We haven’t even mentioned the near disaster of the 2018/19 Formula E season, or Nissan’s omittance from the BTCC, WTCR, WRC and GTE classes, which count against them further. The problem is, when you look at Nissan’s heritage, it gives you plenty of examples of past glory, from the Calsonic Group C cars to the Primera BTCC entry, the JGTC Skylines and Godzilla in the Bathurst 1000. Nissan’s history books are full of these great examples which fans, including me, love to reminisce about. By comparison, the 21st century cars just aren’t as memorable or, in terms of their winning big events, impressive.
Perhaps because of the boardroom decisions to more actively focus on road car efforts, which have their merits and have produced excellent products, Nissan have slightly dropped the ball.

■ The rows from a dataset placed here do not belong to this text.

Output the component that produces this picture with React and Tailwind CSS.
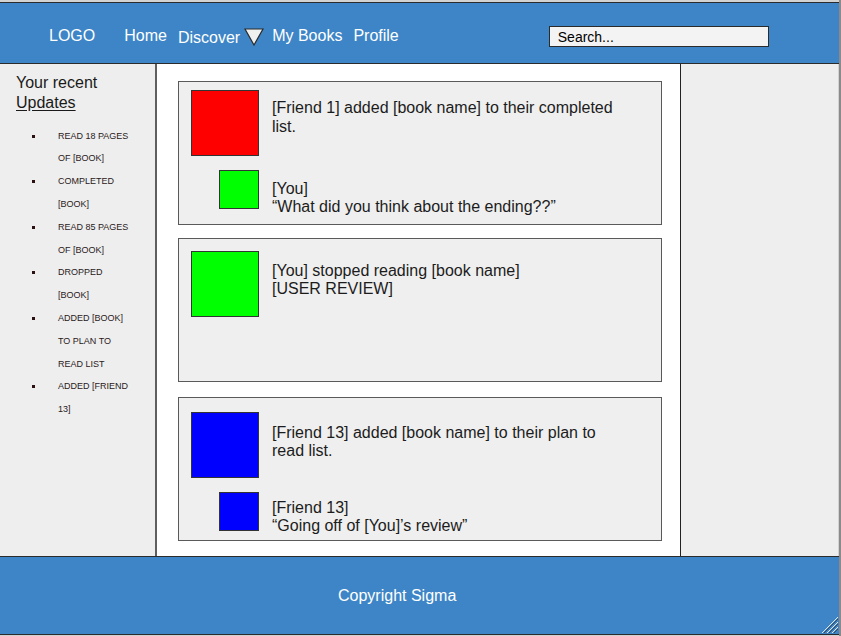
import React from 'react';

const updates = [
  'READ 18 PAGES OF [BOOK]',
  'COMPLETED [BOOK]',
  'READ 85 PAGES OF [BOOK]',
  'DROPPED [BOOK]',
  'ADDED [BOOK] TO PLAN TO READ LIST',
  'ADDED [FRIEND 13]',
];

const Square = ({ color, size }) => (
  <div className={`shrink-0 border border-[#333] ${color} ${size}`}></div>
);

const App = () => {
  return (
    <div className="w-[841px] h-[636px] flex flex-col bg-[#d2d2d2] pt-[2px] pb-[1px] border-r-2 border-[#8a8a8a] font-['Liberation_Sans',Arial,sans-serif] overflow-hidden">
      {/* header */}
      <header className="h-[62px] shrink-0 flex items-center pt-[5px] bg-[#3d85c6] border-y border-[#2b2b2b] text-white text-[16px] leading-[18px]">
        <span className="ml-[49px]">LOGO</span>
        <span className="ml-[29px]">Home</span>
        <span className="ml-[11px] mt-[4px]">Discover</span>
        <svg className="ml-[4px] mt-[2px]" width="20" height="18" viewBox="0 0 20 18">
          <polygon points="1,1 19,1 10,17" fill="#f0f0f0" stroke="#2b2b2b" strokeWidth="1.2" />
        </svg>
        <span className="ml-[8px]">My Books</span>
        <span className="ml-[11px]">Profile</span>
        <div className="ml-[150px] mt-[2px] w-[220px] h-[21px] bg-[#f3f3f3] border border-[#2b2b2b] flex items-center pl-[8px] text-[14px] text-black">
          Search...
        </div>
      </header>

      {/* body */}
      <div className="h-[492px] shrink-0 flex">
        <aside className="w-[157px] shrink-0 bg-[#eeeeee] border-r-2 border-[#5f5f5f] pt-[9px] pl-[16px] text-[#1a1a1a]">
          <p className="text-[16px] leading-[19.6px]">Your recent</p>
          <p className="text-[16px] leading-[19.6px] underline underline-offset-2">Updates</p>
          <ul className="mt-[12.5px] text-[9px] leading-[22.8px] text-[#2a2020]">
            {updates.map((u) => (
              <li key={u} className="flex">
                <span className="mt-[10px] ml-[16px] w-[3px] h-[3px] bg-[#2a1010] shrink-0"></span>
                <span className="ml-[23px] w-[75px]">{u}</span>
              </li>
            ))}
          </ul>
        </aside>

        <main className="w-[524px] shrink-0 bg-white border-r border-[#222] pt-[17px] pl-[21px] flex flex-col text-[16px] leading-[18.8px] text-[#1c1c1c]">
          <div className="w-[484px] h-[144px] border border-[#5a5a5a] bg-[#efefef] pt-[8px] pl-[12px]">
            <div className="flex">
              <Square color="bg-[#ff0000]" size="w-[68px] h-[66px]" />
              <p className="ml-[13px] mt-[9px] w-[360px]">[Friend 1] added [book name] to their completed list.</p>
            </div>
            <div className="flex mt-[14px] ml-[28px]">
              <Square color="bg-[#00ff00]" size="w-[40px] h-[39px]" />
              <p className="ml-[13px] mt-[9.5px]">
                [You]
                <br />
                “What did you think about the ending??”
              </p>
            </div>
          </div>

          <div className="mt-[13px] w-[484px] h-[144px] border border-[#5a5a5a] bg-[#efefef] pt-[12px] pl-[12px]">
            <div className="flex">
              <Square color="bg-[#00ff00]" size="w-[68px] h-[66px]" />
              <p className="ml-[13px] mt-[10.5px] w-[360px]">
                [You] stopped reading [book name]
                <br />
                [USER REVIEW]
              </p>
            </div>
          </div>

          <div className="mt-[15px] w-[484px] h-[144px] border border-[#5a5a5a] bg-[#efefef] pt-[14px] pl-[12px]">
            <div className="flex">
              <Square color="bg-[#0000ff]" size="w-[68px] h-[66px]" />
              <p className="ml-[13px] mt-[11.5px] w-[360px]">[Friend 13] added [book name] to their plan to read list.</p>
            </div>
            <div className="flex mt-[14px] ml-[28px]">
              <Square color="bg-[#0000ff]" size="w-[40px] h-[39px]" />
              <p className="ml-[13px] mt-[6.5px]">
                [Friend 13]
                <br />
                “Going off of [You]’s review”
              </p>
            </div>
          </div>
        </main>

        <aside className="w-[157px] shrink-0 bg-[#eeeeee]"></aside>
      </div>

      {/* footer */}
      <footer className="relative h-[79px] shrink-0 bg-[#3d85c6] border-y border-[#2b2b2b] flex items-center pl-[338px] text-white text-[16px]">
        Copyright Sigma
        <svg className="absolute right-0 bottom-0" width="18" height="18" viewBox="0 0 18 18">
          <g stroke="#dfe6ee" strokeWidth="1">
            <line x1="17" y1="1" x2="1" y2="17" />
            <line x1="17" y1="6" x2="6" y2="17" />
            <line x1="17" y1="11" x2="11" y2="17" />
          </g>
          <g stroke="#3b4a5a" strokeWidth="1">
            <line x1="17" y1="3" x2="3" y2="17" />
            <line x1="17" y1="8" x2="8" y2="17" />
            <line x1="17" y1="13" x2="13" y2="17" />
          </g>
        </svg>
      </footer>
    </div>
  );
};

export default App;
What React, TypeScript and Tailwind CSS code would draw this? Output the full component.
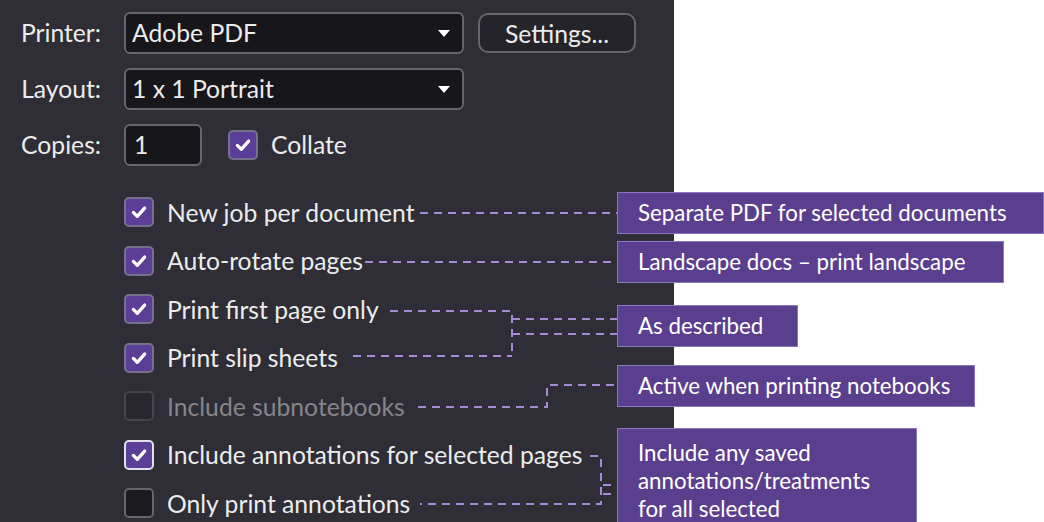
import React from "react";

const Check = () => (
  <svg viewBox="0 0 30 30" className="w-full h-full">
    <path d="M8.5 15.5 L13 20 L21.5 10.5" fill="none" stroke="white" strokeWidth="3.8" strokeLinecap="round" strokeLinejoin="round" />
  </svg>
);

const Box = ({ state }: { state: "on" | "focus" | "off" | "disabled" }) => {
  const cls =
    state === "on"
      ? "bg-[#5b3e98] border-[#77708a]"
      : state === "focus"
      ? "bg-[#5b3e98] border-[#e2e0ea]"
      : state === "off"
      ? "bg-[#1b1a1f] border-[#66646d]"
      : "bg-[#28272d] border-[#45444b]";
  return (
    <div className={`w-[30px] h-[30px] shrink-0 rounded-[5px] border-2 ${cls}`}>
      {(state === "on" || state === "focus") && <Check />}
    </div>
  );
};

const Caret = () => (
  <svg width="12" height="7" viewBox="0 0 12 7" className="mr-[12px]">
    <path d="M0 0 H12 L6 7 Z" fill="white" />
  </svg>
);

const Select = ({ value }: { value: string }) => (
  <div className="w-[340px] h-[42px] rounded-[6px] border-2 border-[#66646d] bg-[#17161b] flex items-center justify-between pl-[6px]">
    <span>{value}</span>
    <Caret />
  </div>
);

const options: { label: string; state: "on" | "focus" | "off" | "disabled" }[] = [
  { label: "New job per document", state: "on" },
  { label: "Auto-rotate pages", state: "on" },
  { label: "Print first page only", state: "on" },
  { label: "Print slip sheets", state: "on" },
  { label: "Include subnotebooks", state: "disabled" },
  { label: "Include annotations for selected pages", state: "focus" },
  { label: "Only print annotations", state: "off" },
];

const notes = [
  { text: "Separate PDF for selected documents", cls: "top-[192px] w-[427px] h-[42px]" },
  { text: "Landscape docs – print landscape", cls: "top-[241px] w-[387px] h-[42px]" },
  { text: "As described", cls: "top-[305px] w-[181px] h-[42px]" },
  { text: "Active when printing notebooks", cls: "top-[365px] w-[358px] h-[42px]" },
];

export default function App() {
  return (
    <div className="relative w-[1044px] h-[522px] overflow-hidden bg-white flex font-['Lato',sans-serif]">
      <div className="w-[674px] h-full bg-[#2f2e37] text-[#ececec] text-[24.7px] pt-[12px]">
        <div className="flex flex-col gap-[14px]">
          <div className="flex items-center">
            <div className="w-[101px] text-right mr-[23px]">Printer:</div>
            <Select value="Adobe PDF" />
            <button className="ml-[14px] w-[158px] h-[40px] rounded-[10px] border-2 border-[#66646d] bg-[#25242b] text-[#ececec]">
              Settings...
            </button>
          </div>
          <div className="flex items-center">
            <div className="w-[101px] text-right mr-[23px]">Layout:</div>
            <Select value="1 x 1 Portrait" />
          </div>
          <div className="flex items-center">
            <div className="w-[101px] text-right mr-[23px]">Copies:</div>
            <div className="w-[78px] h-[42px] rounded-[6px] border-2 border-[#66646d] bg-[#17161b] flex items-center pl-[8px]">1</div>
            <div className="ml-[26px] flex items-center gap-[13px]">
              <Box state="on" />
              <span>Collate</span>
            </div>
          </div>
        </div>
        <div className="mt-[22px] pl-[124px] flex flex-col">
          {options.map((o) => (
            <div key={o.label} className="h-[48.5px] flex items-center gap-[13px]">
              <Box state={o.state} />
              <span className={o.state === "disabled" ? "text-[#86858c]" : ""}>{o.label}</span>
            </div>
          ))}
        </div>
      </div>

      <svg className="absolute inset-0 pointer-events-none" width="1044" height="522">
        <g fill="none" stroke="#a68bdb" strokeWidth="2" strokeDasharray="8 6">
          <path d="M420 213 H617" />
          <path d="M365 262 H617" />
          <path d="M390 311 H512 V356" />
          <path d="M353 356 H512" />
          <path d="M512 319 H617" />
          <path d="M512 334 H617" />
          <path d="M418 407 H547 V385 H617" />
          <path d="M590 456 H601 V504 H420" />
          <path d="M603 485 H617" />
          <path d="M603 494 H617" />
        </g>
      </svg>

      {notes.map((n) => (
        <div
          key={n.text}
          className={`absolute left-[617px] ${n.cls} bg-[#5b3f8f] border border-[#8a76c2] text-white text-[22.3px] flex items-center pl-[20px]`}
        >
          {n.text}
        </div>
      ))}
      <div className="absolute left-[617px] top-[428px] w-[300px] h-[110px] bg-[#5b3f8f] border border-[#8a76c2] text-white text-[22.3px] leading-[28px] pl-[20px] pt-[10px]">
        Include any saved
        <br />
        annotations/treatments
        <br />
        for all selected
      </div>
    </div>
  );
}
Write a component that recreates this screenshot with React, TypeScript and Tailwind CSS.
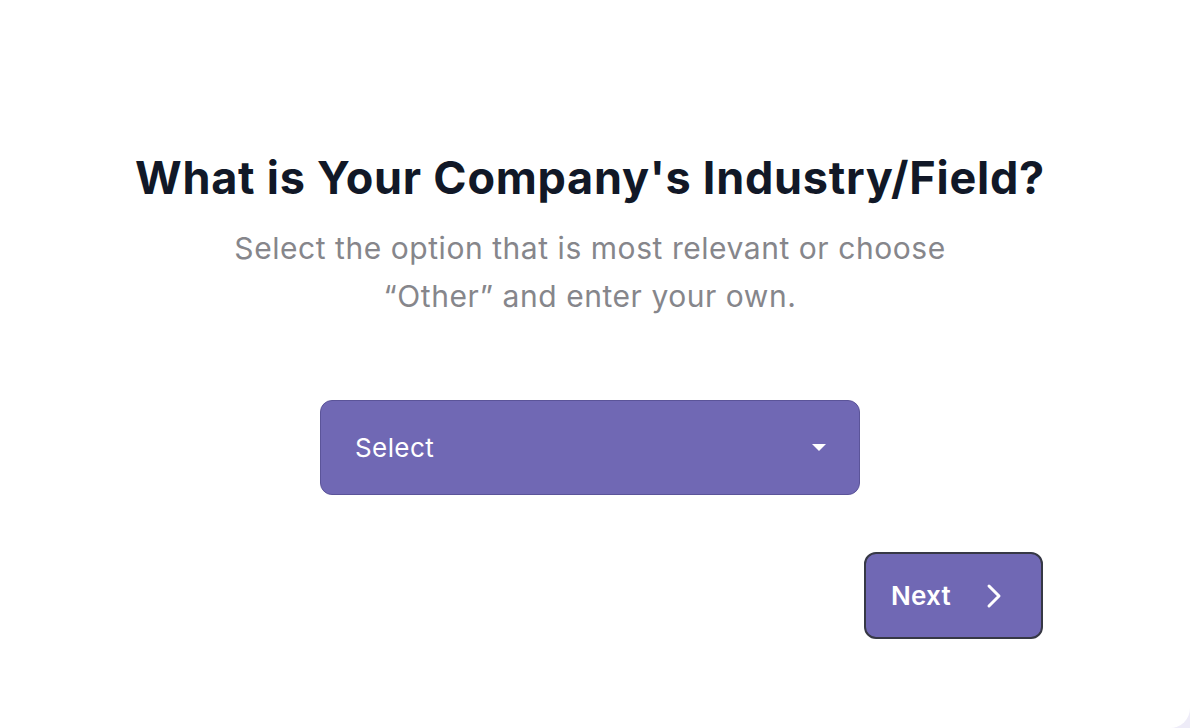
export default function App() {
  return (
    <div className="min-h-screen w-full bg-[#eeecf8]" style={{ fontFamily: 'Inter, "Noto Sans", sans-serif' }}>
      <div className="h-[728px] w-full bg-white rounded-br-[20px] pr-[10px] pt-[151px]">
        <div className="mx-auto w-[906px] flex flex-col items-center">
          <h1 className="text-[45px] leading-[54px] font-bold text-[#111827] tracking-[0.75px] whitespace-nowrap">
            What is Your Company's Industry/Field?
          </h1>
          <p className="mt-[19px] text-center text-[30px] leading-[48px] text-[#86868b] tracking-[0.55px] whitespace-nowrap">
            Select the option that is most relevant or choose
            <br />
            “Other” and enter your own.
          </p>

          <button className="mt-[80px] w-[540px] h-[95px] rounded-[12px] bg-[#7068b4] border border-[#5b5499] flex items-center justify-between pl-[34px] pr-[32px]">
            <span className="text-[26px] text-white tracking-[0.4px]">Select</span>
            <svg width="16" height="8" viewBox="0 0 16 8">
              <path d="M1 0 L15 0 L8 7 Z" fill="white" />
            </svg>
          </button>

          <div className="w-full flex justify-end mt-[57px]">
            <button className="w-[179px] h-[87px] rounded-[12px] bg-[#7068b4] border-2 border-[#363845] flex items-center pl-[25px] gap-[34px]">
              <span className="text-[26px] font-semibold text-white tracking-[0.2px]">Next</span>
              <svg width="18" height="26" viewBox="0 0 18 26" fill="none">
                <path d="M4 3 L14 13 L4 23" stroke="white" strokeWidth="3" strokeLinecap="round" strokeLinejoin="round" />
              </svg>
            </button>
          </div>
        </div>
      </div>
    </div>
  );
}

Fans, like me, want to see the Nissan badge at the forefront of the WEC and other international series, we want to see the giant, red Nismo flags and banners, we want to see innovation and forward thinking ideas, such as the Deltawing, or mad new technology which shows the brand off to the world as we were promised with the LM Nismo LMP1, but we’re just not getting it.
Nissan and Nismo have another 80 years left of this century. I have little doubt we’ll see something which shakes the world again in that time, but I hope that happens sooner rather than later as we need more ‘big’ manufacturer involvement across the board.
Maybe they will have something radical for Formula E this year?!?! We’ll wait and see.